Monday, April 12, 2010

Obamacare discourages or blocks doctor-owned hospitals; more than 60 will not be built

(CNSNews.com) – The new health care overhaul law – that promised increased access and efficiency in health care – will prevent doctor-owned hospitals from adding more rooms and more beds.

These hospitals are advertised as less bureaucratic and more focused on doctor-patient decision making. However, larger corporate hospitals say doctor-owned facilities discriminate in favor of high-income patients and refer business to themselves.

The new rules single out physician-owned hospitals, making new physician-owned projects ineligible to receive payments for Medicare and Medicaid patients.

Existing doctor-owned hospitals will be grandfathered in to get government funds for patients but must seek permission from the Department of Health and Human Services to expand.
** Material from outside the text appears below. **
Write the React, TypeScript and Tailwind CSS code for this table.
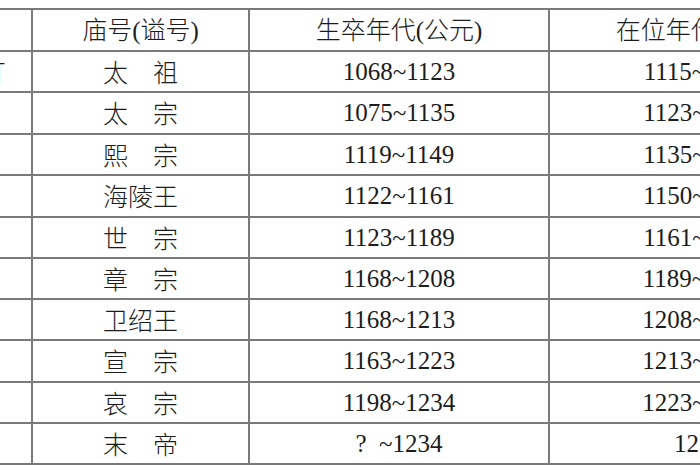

The get the department’s permission, a doctor-owned hospital must be in a county where population growth is 150 percent of the population growth of the state in the last five years; impatient admissions must be equal to all hospitals located in the county; the bed occupancy rate must not be greater than the state average, and it must be located in a state where hospital bed capacity is less than the national average.

These rules are under Title VI, Section 6001 of the Patient Protection and Affordable Care Act. The provision is titled “Physician Ownership and Other Transparency – Limitations on Medicare Exceptions to the Prohibition on Certain Physician Referral for Hospitals.”

More than 60 doctor-owned hospitals across the country that were in the development stage will be canceled, said Molly Sandvig, executive director of Physician Hospitals of America (PHA).